Kitagawa Utamaro. Just uttering the name somehow stains the air of the room with the faint scent of white face powder, or perhaps makes one feel as if their fingertips have brushed against a piece of soft, supple silk. I shall tell you the tale of a truly extraordinary man—one who took all the dizzying brilliance of the Edo period and the indescribable loneliness clinging to its underside, and condensed it into a single, masterful stroke of a brush.
To begin with, beauty is a cruel thing. It is pure paradise if you are merely gazing upon it, but the moment you try to “capture” it, it slips through your fingers, whittling away at the soul of the pursuer. The painter known as Utamaro was a man of such agonizing passion that he staked his entire life on capturing the “fleeting expressions” of those elusive creatures we call women.
You are likely familiar with the technique he pioneered called “Okubi-e,” or the large-head portrait. Until then, the standard for ukiyo-e was to leisurely depict an actor’s full body or a peaceful landscape, but Utamaro was different. He zoomed in. He painted the face to fill the entire frame, much like staring into the eyes of a lover at close range. And these were no mere likenesses. He captured the trembling of eyelashes, the moisture of the lips, the fine down on an earlobe, and above all, the “secrets one cannot tell anyone” lurking deep within the pupils—all rendered with translucent color.

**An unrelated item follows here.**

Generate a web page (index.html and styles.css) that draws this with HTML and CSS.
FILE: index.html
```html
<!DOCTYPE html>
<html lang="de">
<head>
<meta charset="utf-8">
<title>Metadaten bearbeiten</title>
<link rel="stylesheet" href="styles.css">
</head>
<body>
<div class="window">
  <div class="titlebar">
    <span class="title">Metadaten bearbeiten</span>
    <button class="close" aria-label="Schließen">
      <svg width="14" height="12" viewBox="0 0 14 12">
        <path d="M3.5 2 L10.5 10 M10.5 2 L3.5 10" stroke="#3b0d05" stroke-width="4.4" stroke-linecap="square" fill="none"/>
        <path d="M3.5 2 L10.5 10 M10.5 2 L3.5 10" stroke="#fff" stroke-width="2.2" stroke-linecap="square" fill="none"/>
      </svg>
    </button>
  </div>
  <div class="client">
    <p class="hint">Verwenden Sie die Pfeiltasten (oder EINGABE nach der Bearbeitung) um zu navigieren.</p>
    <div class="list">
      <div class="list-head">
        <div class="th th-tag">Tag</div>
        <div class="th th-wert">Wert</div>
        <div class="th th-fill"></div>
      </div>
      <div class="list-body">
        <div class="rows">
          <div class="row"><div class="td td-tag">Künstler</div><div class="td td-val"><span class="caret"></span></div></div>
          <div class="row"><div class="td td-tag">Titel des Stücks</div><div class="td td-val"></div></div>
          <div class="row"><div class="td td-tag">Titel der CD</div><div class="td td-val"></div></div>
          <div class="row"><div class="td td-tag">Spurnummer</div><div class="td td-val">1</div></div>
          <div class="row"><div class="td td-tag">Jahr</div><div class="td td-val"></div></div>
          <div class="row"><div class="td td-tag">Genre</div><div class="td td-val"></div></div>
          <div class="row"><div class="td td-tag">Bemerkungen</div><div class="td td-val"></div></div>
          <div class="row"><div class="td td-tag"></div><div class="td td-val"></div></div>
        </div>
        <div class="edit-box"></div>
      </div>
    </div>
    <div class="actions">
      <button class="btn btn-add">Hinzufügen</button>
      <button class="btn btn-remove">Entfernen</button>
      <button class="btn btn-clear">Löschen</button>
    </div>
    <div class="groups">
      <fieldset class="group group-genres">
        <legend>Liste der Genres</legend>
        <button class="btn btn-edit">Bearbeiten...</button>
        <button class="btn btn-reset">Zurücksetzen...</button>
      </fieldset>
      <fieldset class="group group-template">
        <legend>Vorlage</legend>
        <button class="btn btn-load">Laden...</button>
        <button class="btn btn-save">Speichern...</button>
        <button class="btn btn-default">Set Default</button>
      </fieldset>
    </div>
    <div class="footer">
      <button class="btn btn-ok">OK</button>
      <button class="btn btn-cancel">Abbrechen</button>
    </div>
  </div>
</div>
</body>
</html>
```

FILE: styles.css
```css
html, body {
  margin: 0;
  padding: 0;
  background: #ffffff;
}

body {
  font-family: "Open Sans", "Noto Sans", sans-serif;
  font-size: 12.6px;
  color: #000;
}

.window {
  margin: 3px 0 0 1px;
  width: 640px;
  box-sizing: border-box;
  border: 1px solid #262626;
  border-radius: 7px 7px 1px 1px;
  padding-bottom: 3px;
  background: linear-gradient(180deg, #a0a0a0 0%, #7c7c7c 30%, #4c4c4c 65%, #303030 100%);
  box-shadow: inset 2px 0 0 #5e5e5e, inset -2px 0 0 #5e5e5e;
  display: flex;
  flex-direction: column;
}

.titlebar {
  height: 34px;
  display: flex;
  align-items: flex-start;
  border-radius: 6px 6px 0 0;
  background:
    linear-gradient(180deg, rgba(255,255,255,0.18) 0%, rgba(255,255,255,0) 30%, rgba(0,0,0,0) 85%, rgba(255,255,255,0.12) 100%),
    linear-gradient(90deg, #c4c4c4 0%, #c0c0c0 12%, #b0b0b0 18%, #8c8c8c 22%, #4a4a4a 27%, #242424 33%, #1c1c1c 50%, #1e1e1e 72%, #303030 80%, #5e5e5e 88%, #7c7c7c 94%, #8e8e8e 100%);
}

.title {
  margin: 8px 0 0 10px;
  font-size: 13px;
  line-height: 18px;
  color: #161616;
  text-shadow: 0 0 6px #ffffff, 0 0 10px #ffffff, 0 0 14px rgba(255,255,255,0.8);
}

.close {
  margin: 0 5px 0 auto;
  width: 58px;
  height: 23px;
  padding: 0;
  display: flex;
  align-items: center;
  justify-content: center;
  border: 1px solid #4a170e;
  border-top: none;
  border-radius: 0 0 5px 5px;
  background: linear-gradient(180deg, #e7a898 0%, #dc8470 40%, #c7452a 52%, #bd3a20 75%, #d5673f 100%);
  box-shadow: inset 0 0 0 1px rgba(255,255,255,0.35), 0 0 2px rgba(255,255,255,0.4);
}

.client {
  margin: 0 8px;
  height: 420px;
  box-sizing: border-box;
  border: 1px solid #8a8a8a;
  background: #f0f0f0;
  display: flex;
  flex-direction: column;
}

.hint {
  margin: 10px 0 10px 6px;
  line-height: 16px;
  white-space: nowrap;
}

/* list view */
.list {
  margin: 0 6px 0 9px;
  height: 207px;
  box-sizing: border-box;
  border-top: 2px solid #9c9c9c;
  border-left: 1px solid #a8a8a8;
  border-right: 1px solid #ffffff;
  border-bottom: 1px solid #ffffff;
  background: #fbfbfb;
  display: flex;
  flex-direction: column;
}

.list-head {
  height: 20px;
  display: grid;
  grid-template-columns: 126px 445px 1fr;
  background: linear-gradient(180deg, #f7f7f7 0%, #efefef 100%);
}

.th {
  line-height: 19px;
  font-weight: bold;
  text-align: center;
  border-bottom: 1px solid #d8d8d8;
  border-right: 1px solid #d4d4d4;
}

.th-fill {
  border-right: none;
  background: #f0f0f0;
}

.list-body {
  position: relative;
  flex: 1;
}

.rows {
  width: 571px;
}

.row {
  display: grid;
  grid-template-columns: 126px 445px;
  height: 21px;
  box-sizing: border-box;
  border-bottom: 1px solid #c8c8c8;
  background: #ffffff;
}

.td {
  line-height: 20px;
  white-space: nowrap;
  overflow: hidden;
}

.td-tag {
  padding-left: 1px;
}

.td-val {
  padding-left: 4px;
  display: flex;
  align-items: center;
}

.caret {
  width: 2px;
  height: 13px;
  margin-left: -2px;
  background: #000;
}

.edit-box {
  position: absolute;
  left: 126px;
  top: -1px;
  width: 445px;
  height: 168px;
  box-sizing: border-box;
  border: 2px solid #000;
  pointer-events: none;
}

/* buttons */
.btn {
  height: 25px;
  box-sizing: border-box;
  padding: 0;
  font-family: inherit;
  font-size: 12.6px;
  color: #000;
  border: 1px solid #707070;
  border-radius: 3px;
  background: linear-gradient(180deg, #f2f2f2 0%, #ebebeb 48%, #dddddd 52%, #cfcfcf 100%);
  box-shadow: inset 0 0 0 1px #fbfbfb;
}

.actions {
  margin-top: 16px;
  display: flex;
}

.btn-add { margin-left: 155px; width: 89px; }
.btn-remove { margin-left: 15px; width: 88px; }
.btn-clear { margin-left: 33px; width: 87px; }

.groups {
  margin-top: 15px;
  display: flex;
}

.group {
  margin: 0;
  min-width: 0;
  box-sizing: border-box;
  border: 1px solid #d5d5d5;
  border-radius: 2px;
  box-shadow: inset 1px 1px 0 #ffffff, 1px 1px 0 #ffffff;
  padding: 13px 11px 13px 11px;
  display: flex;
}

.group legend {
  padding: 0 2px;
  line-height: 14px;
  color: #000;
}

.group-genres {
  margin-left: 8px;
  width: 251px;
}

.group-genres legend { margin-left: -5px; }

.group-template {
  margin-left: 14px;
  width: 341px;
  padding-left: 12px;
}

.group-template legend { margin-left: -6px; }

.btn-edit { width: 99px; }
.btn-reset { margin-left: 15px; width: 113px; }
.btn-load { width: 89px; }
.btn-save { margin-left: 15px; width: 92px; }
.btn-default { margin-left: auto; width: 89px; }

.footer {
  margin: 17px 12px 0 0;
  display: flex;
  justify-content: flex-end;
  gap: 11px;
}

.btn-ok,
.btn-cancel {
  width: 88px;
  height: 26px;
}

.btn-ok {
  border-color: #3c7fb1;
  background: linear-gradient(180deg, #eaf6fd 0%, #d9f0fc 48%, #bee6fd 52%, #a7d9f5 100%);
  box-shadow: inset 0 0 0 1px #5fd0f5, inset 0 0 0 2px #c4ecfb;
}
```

This was a revolution in “Bijin-ga,” or paintings of beautiful women. He did not paint mere pretty dolls. He painted a woman lost in a daze after a broken heart, a woman cowering before a mirror at the sight of her own aging, or a mother staring into the distant sky while nursing her babe. In his work, the raw, living human beings of the Edo streets were breathing.
However, the world does not simply leave a talent that is too sharp alone. Because Utamaro’s paintings drove the masses into such a frenzy, and because they were far too free, the stiff-necked officials of the Shogunate were not amused. The so-called Kansei Reforms—an incredibly stifling period of sumptuary laws—covered the world, and the tasteless logic that “luxury is the enemy” and “beauty is indiscreet” began to prevail.
Even so, Utamaro did not lay down his brush. On the contrary, with his delicate lines, he lightly stepped over the taboos of the authorities. Accused of painting works that ridiculed the powerful figures of the time, he was eventually sentenced to the punishment of “Te-dokura”—handcuffs. A painter whose hands were bound and who was forbidden from drawing. Could there be a more cruel punishment? For a man who loved freedom and believed in beauty, those fifty days must have been a time darker than hell itself.
Though he gripped his brush again after his sentence was lifted, his brilliance took on a sorrowful hue, like the final lingering rays of a setting sun. Yet, the many masterpieces he left behind still strike our hearts today across the span of time. This is because what he painted was not the specific customs of the Edo period, but the “universal loveliness” possessed by the creature known as a human being.
Today, we can easily view beautiful images on the screens of our smartphones. But I ask you to look closely at a painting by Utamaro. There, you will find “lines of life that seem to tremble,” something that can never be reproduced digitally. I feel as though Utamaro’s life teaches us that beauty is not something that simply exists, but something that someone whittled away their soul to discover and preserve.
When you think of it that way, perhaps “Utamaro-esque moments,” yet undiscovered by anyone, are hidden even within the casual scenery of our daily lives. A nameless flower blooming by the roadside, or the sudden profile of a family member waiting for dinner. Perhaps the secret to making life a little more interesting and rich lies in carefully scooping up such trivial beauties. I cannot help but feel that the stylish painter of Edo is whispering this to us, even now, across the ages.